Set problem.
What lines of the data hold the string "components"? Pull each one out.

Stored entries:
* begin *

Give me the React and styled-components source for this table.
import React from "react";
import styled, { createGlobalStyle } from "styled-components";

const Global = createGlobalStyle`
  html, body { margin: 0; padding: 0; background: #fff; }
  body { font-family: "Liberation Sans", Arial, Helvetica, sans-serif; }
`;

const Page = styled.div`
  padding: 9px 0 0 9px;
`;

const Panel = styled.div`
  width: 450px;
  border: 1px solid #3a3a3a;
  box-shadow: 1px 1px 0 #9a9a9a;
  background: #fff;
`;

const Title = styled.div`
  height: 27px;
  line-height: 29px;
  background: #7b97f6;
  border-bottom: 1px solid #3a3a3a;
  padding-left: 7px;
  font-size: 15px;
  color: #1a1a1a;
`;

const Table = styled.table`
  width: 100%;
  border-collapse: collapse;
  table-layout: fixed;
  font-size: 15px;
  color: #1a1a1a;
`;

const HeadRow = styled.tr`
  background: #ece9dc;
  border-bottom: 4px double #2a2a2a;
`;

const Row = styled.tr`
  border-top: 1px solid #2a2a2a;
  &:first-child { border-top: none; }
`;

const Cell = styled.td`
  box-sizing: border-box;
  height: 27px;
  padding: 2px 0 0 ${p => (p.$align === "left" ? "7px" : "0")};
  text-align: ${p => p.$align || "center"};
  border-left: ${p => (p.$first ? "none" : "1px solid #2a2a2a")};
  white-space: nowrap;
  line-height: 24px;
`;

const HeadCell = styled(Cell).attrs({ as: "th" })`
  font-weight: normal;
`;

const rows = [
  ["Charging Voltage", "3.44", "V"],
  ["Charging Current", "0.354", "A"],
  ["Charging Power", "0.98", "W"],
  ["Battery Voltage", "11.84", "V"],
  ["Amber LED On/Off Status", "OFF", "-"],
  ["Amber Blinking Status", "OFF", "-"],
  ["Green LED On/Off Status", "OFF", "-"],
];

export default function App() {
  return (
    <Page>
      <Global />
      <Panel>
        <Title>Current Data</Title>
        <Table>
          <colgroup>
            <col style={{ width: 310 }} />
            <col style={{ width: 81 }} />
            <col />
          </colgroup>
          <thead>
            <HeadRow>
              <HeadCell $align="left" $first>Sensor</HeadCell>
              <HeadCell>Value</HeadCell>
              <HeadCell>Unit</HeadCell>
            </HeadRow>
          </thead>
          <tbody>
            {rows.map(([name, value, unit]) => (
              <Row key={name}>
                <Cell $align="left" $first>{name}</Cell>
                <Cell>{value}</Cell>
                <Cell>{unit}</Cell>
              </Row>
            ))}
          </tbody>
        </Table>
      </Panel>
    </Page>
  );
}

* end *
* begin *

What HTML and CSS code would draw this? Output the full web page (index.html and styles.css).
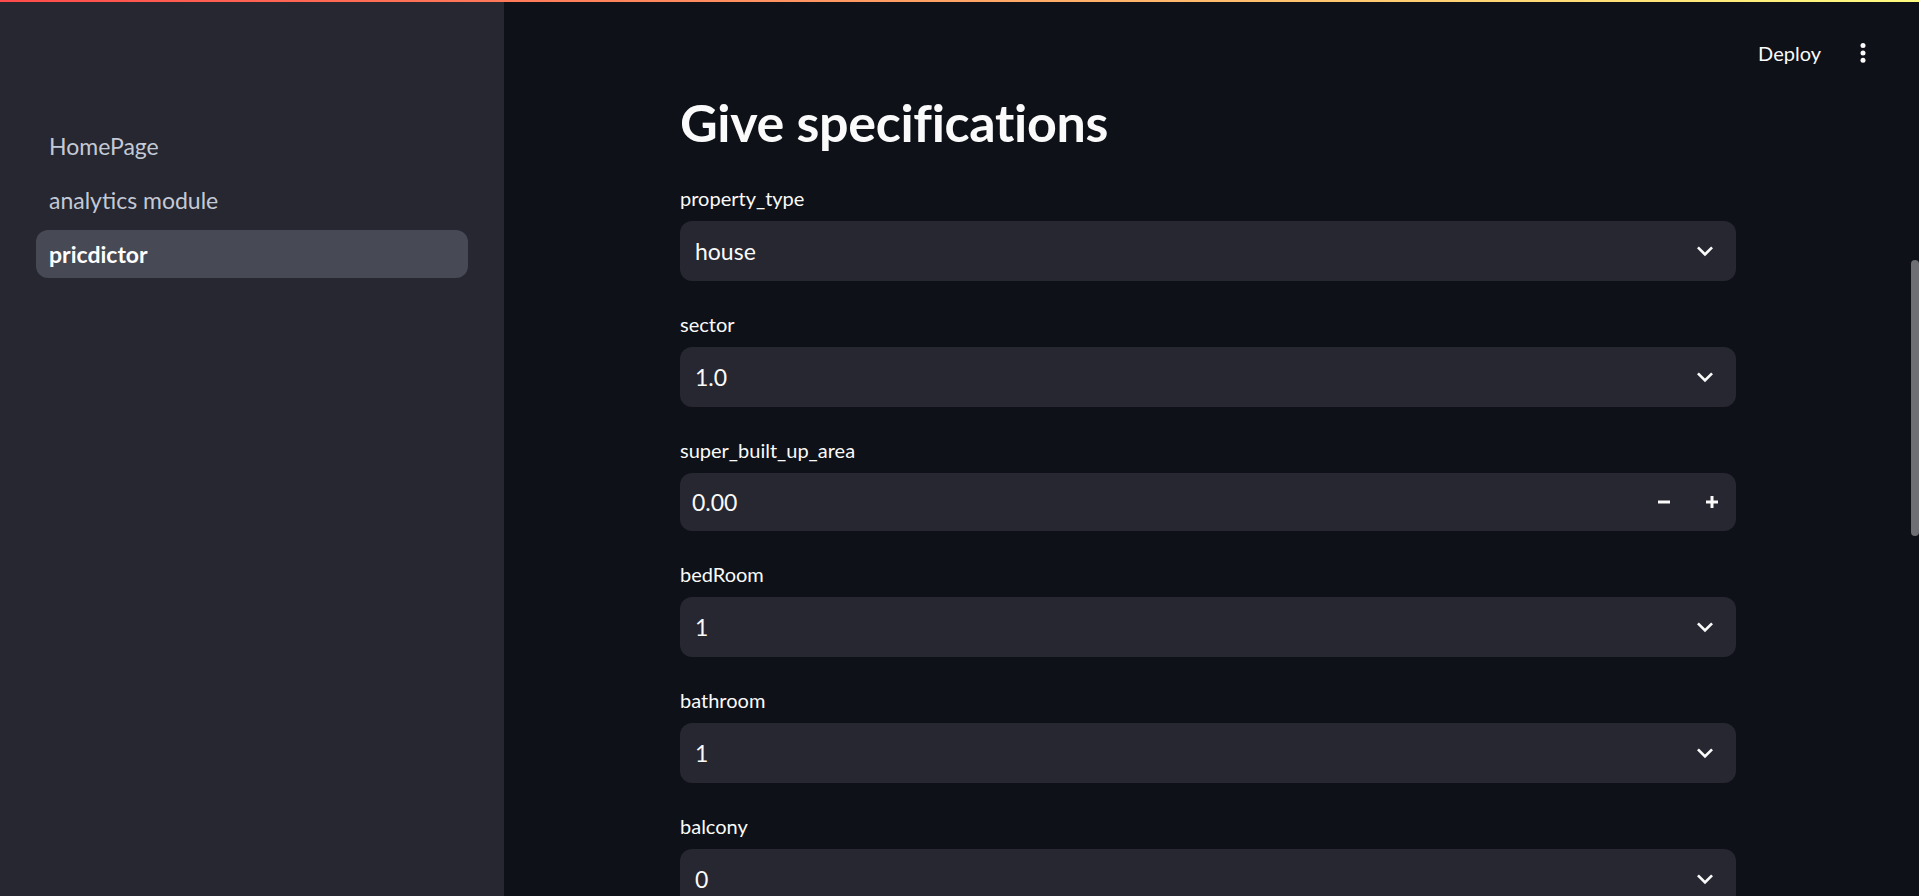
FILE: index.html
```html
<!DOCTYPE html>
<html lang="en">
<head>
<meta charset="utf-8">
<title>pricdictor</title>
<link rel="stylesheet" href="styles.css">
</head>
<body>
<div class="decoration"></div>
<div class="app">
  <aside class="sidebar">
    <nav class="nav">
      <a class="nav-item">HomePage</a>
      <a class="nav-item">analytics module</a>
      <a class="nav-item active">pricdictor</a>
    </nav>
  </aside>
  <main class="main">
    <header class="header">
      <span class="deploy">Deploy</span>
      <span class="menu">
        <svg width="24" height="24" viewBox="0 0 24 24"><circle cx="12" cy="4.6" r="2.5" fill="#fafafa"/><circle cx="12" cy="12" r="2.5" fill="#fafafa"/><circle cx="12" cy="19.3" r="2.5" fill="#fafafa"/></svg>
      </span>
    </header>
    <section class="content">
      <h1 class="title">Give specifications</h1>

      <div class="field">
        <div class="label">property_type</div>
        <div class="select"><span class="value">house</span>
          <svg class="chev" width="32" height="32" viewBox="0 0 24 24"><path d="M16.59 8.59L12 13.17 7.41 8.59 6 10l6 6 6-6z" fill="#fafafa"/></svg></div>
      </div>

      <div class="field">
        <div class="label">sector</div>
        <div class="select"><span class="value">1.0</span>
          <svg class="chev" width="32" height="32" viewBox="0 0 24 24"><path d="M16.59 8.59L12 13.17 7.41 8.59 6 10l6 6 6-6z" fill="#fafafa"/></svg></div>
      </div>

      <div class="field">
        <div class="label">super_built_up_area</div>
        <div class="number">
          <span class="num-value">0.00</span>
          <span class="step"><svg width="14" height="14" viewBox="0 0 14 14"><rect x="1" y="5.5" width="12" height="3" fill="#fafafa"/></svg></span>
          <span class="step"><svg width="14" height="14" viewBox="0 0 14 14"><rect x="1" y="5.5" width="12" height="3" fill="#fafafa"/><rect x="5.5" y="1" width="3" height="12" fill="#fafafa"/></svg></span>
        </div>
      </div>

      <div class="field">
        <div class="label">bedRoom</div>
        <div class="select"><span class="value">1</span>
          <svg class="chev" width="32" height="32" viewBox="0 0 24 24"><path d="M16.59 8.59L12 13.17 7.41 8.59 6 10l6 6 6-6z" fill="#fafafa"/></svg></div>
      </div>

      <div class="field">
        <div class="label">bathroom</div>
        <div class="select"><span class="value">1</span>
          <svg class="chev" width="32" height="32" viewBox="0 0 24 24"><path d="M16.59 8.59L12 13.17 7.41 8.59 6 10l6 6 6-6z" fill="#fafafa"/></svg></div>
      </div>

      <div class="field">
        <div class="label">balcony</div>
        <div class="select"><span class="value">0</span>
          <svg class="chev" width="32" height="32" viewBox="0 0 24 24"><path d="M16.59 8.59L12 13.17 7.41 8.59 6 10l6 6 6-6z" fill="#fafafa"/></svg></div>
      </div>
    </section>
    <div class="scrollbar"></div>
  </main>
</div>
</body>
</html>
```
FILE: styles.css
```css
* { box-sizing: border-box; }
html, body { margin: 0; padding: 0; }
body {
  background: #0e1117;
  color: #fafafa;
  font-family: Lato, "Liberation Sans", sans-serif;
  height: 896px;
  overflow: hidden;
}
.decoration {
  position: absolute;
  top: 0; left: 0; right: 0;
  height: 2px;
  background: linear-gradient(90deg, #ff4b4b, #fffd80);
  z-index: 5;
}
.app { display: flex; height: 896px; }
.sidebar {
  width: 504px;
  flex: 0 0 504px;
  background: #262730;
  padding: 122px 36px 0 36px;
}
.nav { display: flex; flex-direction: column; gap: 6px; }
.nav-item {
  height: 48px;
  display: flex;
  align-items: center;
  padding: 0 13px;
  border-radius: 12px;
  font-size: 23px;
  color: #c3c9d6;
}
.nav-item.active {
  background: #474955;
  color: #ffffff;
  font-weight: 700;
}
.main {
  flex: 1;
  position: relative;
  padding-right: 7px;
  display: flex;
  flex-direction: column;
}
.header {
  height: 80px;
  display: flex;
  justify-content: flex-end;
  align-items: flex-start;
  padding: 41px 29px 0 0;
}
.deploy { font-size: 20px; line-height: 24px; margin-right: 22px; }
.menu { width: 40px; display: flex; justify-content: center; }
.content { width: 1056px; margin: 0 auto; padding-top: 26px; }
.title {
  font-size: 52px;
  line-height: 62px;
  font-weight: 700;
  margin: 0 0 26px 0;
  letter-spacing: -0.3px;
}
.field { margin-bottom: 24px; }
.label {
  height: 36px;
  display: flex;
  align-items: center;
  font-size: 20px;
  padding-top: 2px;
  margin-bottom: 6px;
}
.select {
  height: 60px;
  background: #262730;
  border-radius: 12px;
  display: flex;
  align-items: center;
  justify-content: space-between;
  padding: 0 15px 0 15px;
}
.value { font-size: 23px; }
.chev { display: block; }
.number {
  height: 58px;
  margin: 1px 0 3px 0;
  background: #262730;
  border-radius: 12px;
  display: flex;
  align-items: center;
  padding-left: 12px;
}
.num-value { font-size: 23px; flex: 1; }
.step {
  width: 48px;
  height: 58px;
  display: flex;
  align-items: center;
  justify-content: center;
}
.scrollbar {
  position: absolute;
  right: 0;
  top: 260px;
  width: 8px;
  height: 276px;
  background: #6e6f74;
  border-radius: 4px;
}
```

* end *

Exercise answer.
Give me the React and styled-components source for this table.
import styled, { createGlobalStyle } from "styled-components";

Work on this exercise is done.